Guardano alla sfida cinese i primi viaggi all’estero dei segretari di Stato e Difesa dell’amministrazione Biden: Tony Blinken e Lloyd Austin. Il capo del Pentagono sarà prima alle Huawai (con un occhio alla “Global Posture Review”) e poi in India. L’obiettivo è rilanciare le partnership e le alleanze per contenere il Dragone d’Oriente
Gli Stati Uniti serrano i ranghi per un Indo-pacifico “libero e aperto” a fronte “della competizione a lungo-termine con la Cina”. Per le loro prime visite all’estero, il segretario di Stato Antony Blinken e il segretario alla Difesa Lloyd Austin saranno nei prossimi giorni tra Giappone e Corea del sud, pronti a rinvigorire le partnership con gli alleati strategici nel confronto a tutto tondo con Pechino. Dopo il debutto (in video-conferenza) alla Nato, il capo del Pentagono mira a puntellare il fronte asiatico.
LA PARTENZA
La partenza è programmata per sabato. Da Washington, Austin si sposterà alle Hawaii per far visita al Comando Indo-pacifico delle Forze Usa, il più grande tra i nove “major command”, con responsabilità su circa 40 Paesi e un’area pari al 50% della superficie terrestre.

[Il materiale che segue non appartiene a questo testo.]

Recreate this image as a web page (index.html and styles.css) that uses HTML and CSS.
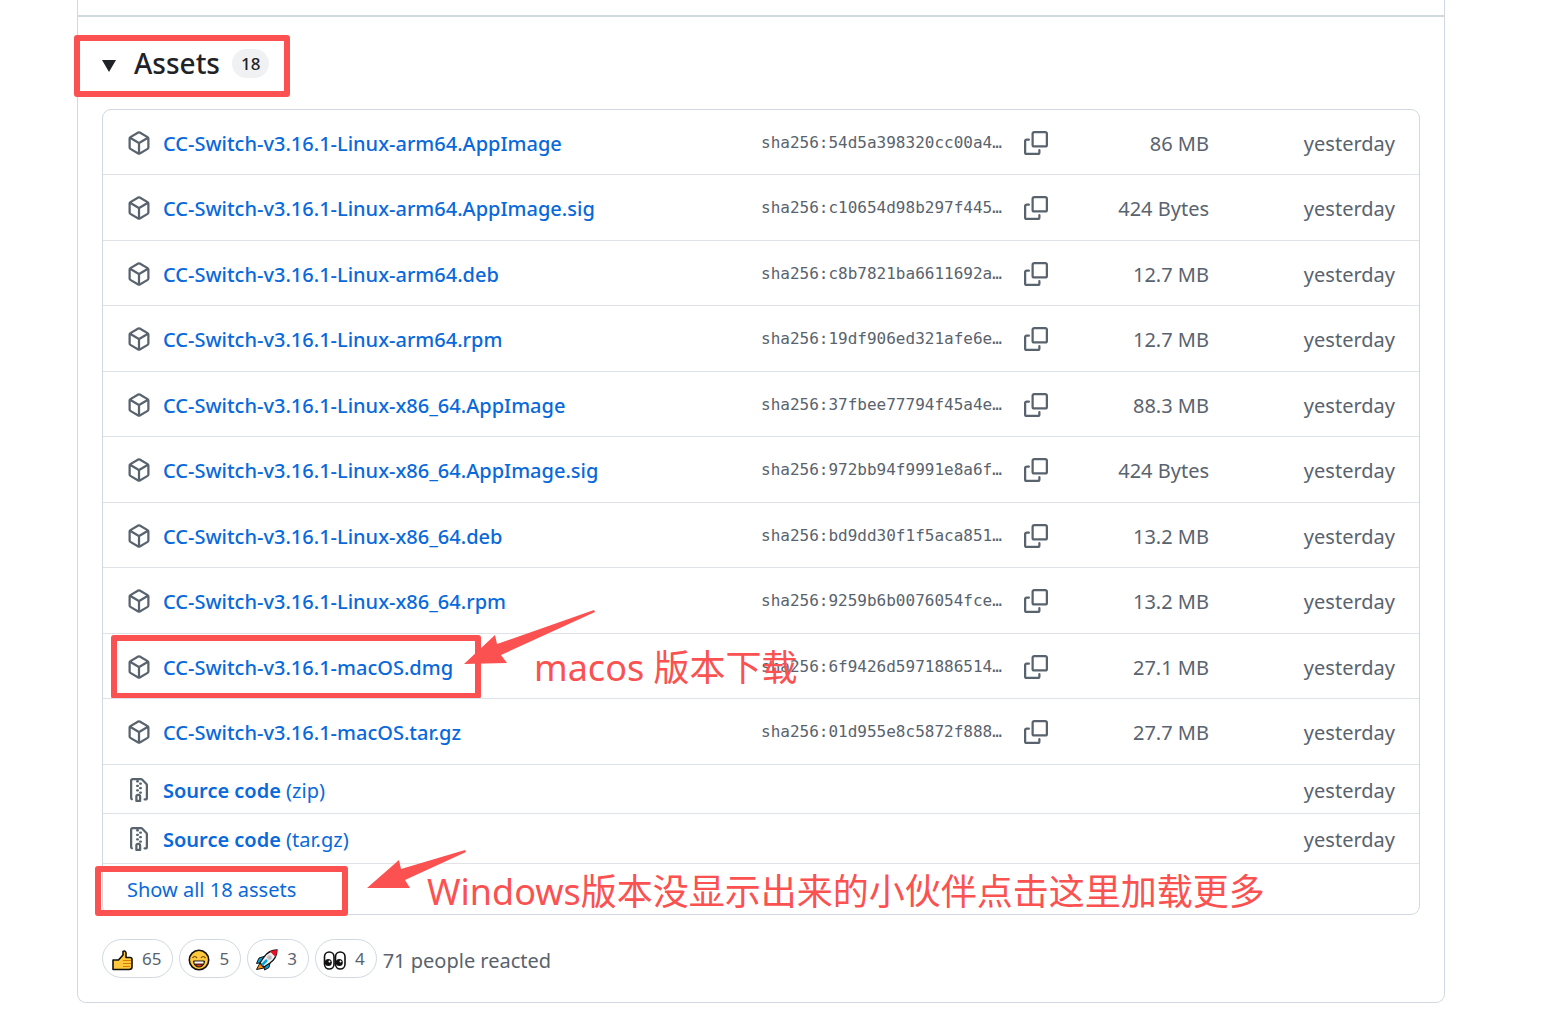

È la stessa area su cui si concentrerà gran parte della “Global posture review” già avviata dal Pentagono, tesa a rivedere tutti gli impegni americani oltre i confini nazionali. Si attende un potenziamento della presenza nella regione, sulla scia della competizione crescente con la Cina e in ripresa del “pivot to Asia” inaugurato da Obama. Non è un caso che l’ultimo budget approvato dal Congresso americano per il Pentagono (per il 2021) abbia inserito 7 miliardi per una nuova “Pacific deterrence iniative”, da impiegare in due anni.
OCCHIO ALLA CINA
A conferma di tale approccio c’è anche la task force dedicata alla Cina, lanciata da Joe Biden nella sua prima visita ufficiale al Pentagono e affidata a Ely Ratner. Il gruppo di esperti dovrà consigliera al segretario alla Difesa metodi e strategie per affrontare l’ascesa del Dragone d’Oriente. Tutto questo, ha già promesso Austin, avverrà in “continua consultazione” con partner e alleati. Non a caso, nell’annunciare il viaggio, il segretario alla Difesa ha detto di voler manifestare “l’importanza delle nostre alleanza e partnership”, così da “rafforzare insieme l’impegno Usa per una regione indo-pacifica libera e aperta”. Tale approccio traspariva anche dai primi contatti telefonici di Austin. Dopo la chiamata col segretario generale della Nato Jens Stoltenberg, il generale ha sentito i colleghi di Regno Unito, Giappone, Australia, Corea del sud e Canada.
LA VISITA IN GIAPPONE
E così, dalle Hawaii, Austin si sposterà in Giappone, dove con il segretario di Stato Tony Blinken parteciperà al vertice 2+2 con i colleghi nipponici, altresì noto come US-Japan Security Consultative Committee. L’incontro, spiega il Pentagono, servirà a “enfatizzare che l’Alleanza tra Usa e Giappone non è mai stata più risolute e resiliente, pietra angolare per la pace e la sicurezza in una regione indo-pacifica aperta e libera di fronte alla competizione di lungo-termine con la Cina”. Tokyo resta costantemente preoccupata da Pechino, soprattutto sul fronte marittimo, con rivendicazioni incrociate nelle acque del Mar cinese orientale e i riflettori puntati sul rafforzamento navale della flotta cinese.
TRA COREA E INDIA
Il viaggio in parallelo con Blinken proseguirà anche in Corea del Sud per un altro vertice 2+2 Esteri-Difesa. Qui gli Stati Uniti riaffermeranno che l’alleanza con Seul “rimane un perno di pace, sicurezza e prosperità nel nord-est asiatico, in un indo-pacifico libero e aperto, e in tutto il mondo”. Poi sarà la volta dell’India per incontrare il collega Rajnath Singh e discutere di come rafforzare la collaborazione bilaterale. Dal 2016 il subcontinente è qualificato dagli Usa come “major defense partner”, appena sotto i “major non-Nato allies”, cioè quei pochi Paesi (come Australia, Israele e Giappone) a cui Washington attribuisce uno status paragonabile agli alleati atlantici, valido soprattutto per le complesse procedure di export militare e scambi tecnologici. Nuova Delhi resta un gradino sotto, anche perché le oscillazioni verso la Russia (si veda la richiesta del sistema S-400) non sono mai piaciute a Washington.